Katie (my sister, not the Katie from the bacon bourbon experiment) is also training for the half Pig, but she runs faster and is using a more rigorous training program. (It actually asks her to run 14 miles two weeks before the 13.1-mile race, which seems anticlimactic to me.) She eats six-mile runs for breakfast. (Or brunch, seeing as how it was Sunday.) So she was saying that we should try to run it straight through and make a 10-minute pace and all this other stuff, and my dad and I were all, whoa girl - we run slow, and we stop and walk when we feel like it, which is usually once a mile or so.

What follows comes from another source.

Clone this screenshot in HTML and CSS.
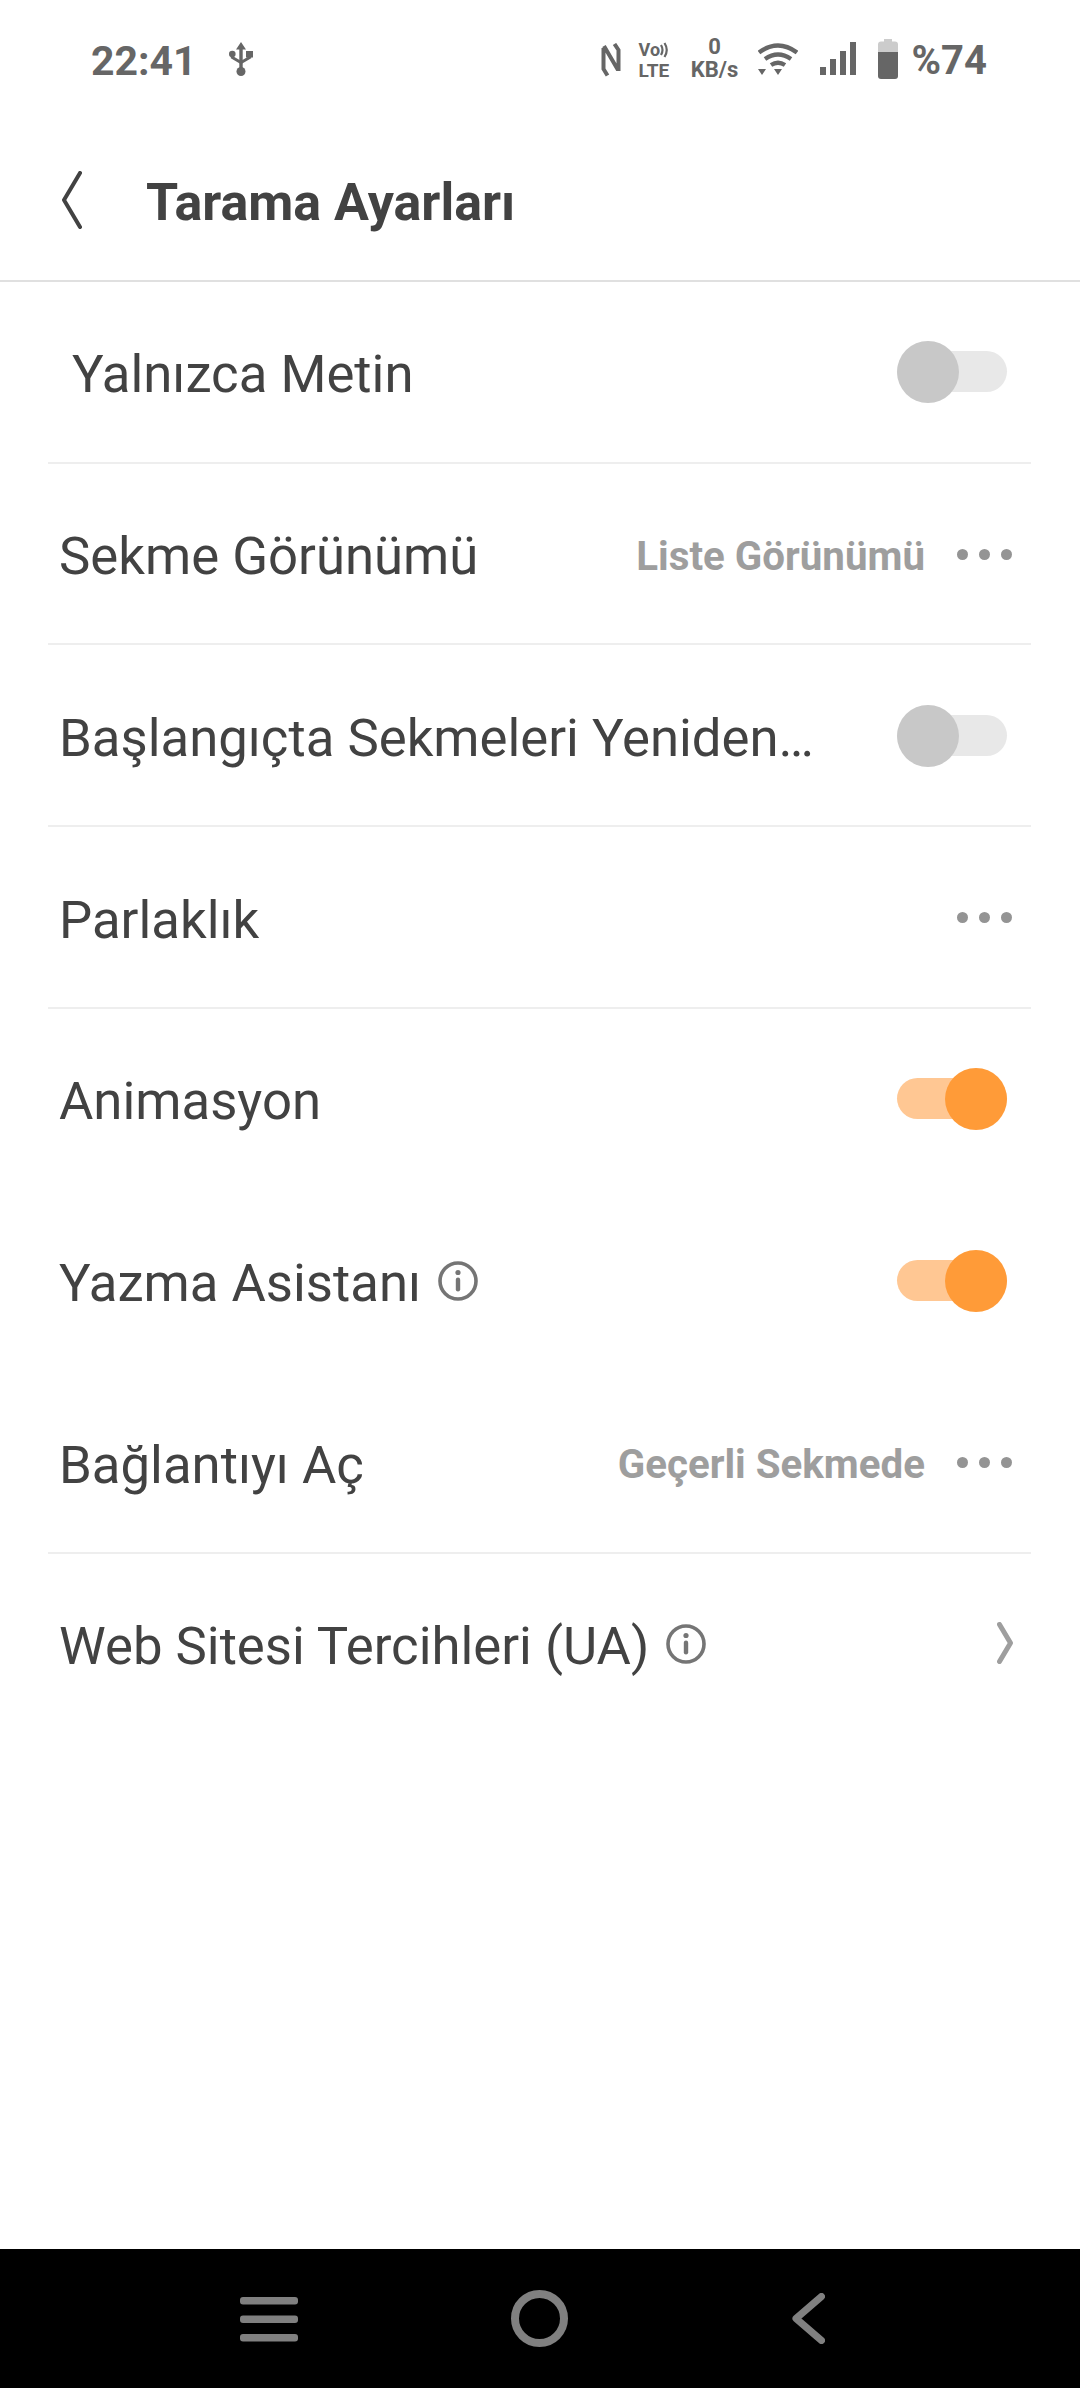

Still, off we went. I was trying to keep pace with Katie, who I think was slowing down a bit for our benefit, so we still hadn't stopped to walk after a mile and a half. At that point, my dad - whose knee has been giving him a lot of trouble lately - tapped out and walked back home, and Katie and I kept going.

And going.

And going.

(And then we stopped because I had to use the Porta-Potty conveniently located at the three-mile mark, but then we got going again.)

And going.

And an hour or so later, I had run the whole six miles with only that bathroom break. (I was such a jerk to Katie when she said I shouldn't lie down after.)

Thanks to my lovely sister's inspiration that day, I've realized that I haven't really been pushing myself. So my new goal on any given run is to go as long as I can without stopping to walk. So far, it's going pretty well.


Man, Nike just knows how to make a video that makes you want to drop everything and go run RIGHT NOW:

Nikeplus.com seems to be down right now, so I can't tell if there's a way to enter this challenge if, like me, you don't have a Nike+ system. But if there is, I'm doing it! Good job, video!


Training, Weeks 4-6: Pick Up the Pace

Wow, it has been forever since I've posted about my marathon training! Here's the beginning of my catch-up posts:

Saturday of Week 4 was the always-lovely Strides of March Carrot Run. It's a small run compared to the Pig or the Heart Mini, but it appears to be growing. Usually I can find a spot in the main parking lot; this year, both the main and overflow lots were full. I had to park across the street in some overflow-overflow lot, and I think I was among the last people able to squeeze in there. Next year, I'll know to come earlier.

I'd be lying if I said the Strides wasn't disappointing for me this year. For one thing, since I parked so far away, I had to abandon my swag bag! (There was no way I was going to be able to stash it and make it back to the line by the starting gun. I tied my T-shirt around my waist and bid the rest of the bag farewell.)

And for another, it was a pretty bad run for me. I was too hot, and I felt kinda sick (due to the heat or the Clif bar I wolfed half an hour before race time, who knows?), and I came thisclose to just stopping and walking, which should not happen to me on a flat course after FOUR YEARS of running. I should be able to run a 5K without dying, and I should be able to run it in under 35 minutes.

I ran the whole way, but I missed the 35-minute goal.

But at least I finally remembered to take pictures during the race!

My dad at the turn-around.

Maybe I should have stopped to get a better photo of the silly fruits and veggies (plus the Flying Pig, just to remind you of what you'll be doing in two months) that cheer you on. My on-the-run photo seems somehow perfectly framed to make people in felt produce costumes and saggity pig outfits seem off-kilter. But they are very nice and encouraging!

After the race, we went to IHOP, which was nice.

So for two weeks after the Strides, my goal was to increase, um, my stride. My steps when running are kinda tiny and shuffly (especially when I get tired), and I figured an easy way to improve my pace was to just make each step longer.

And then, at the end of Week 6, everything changed.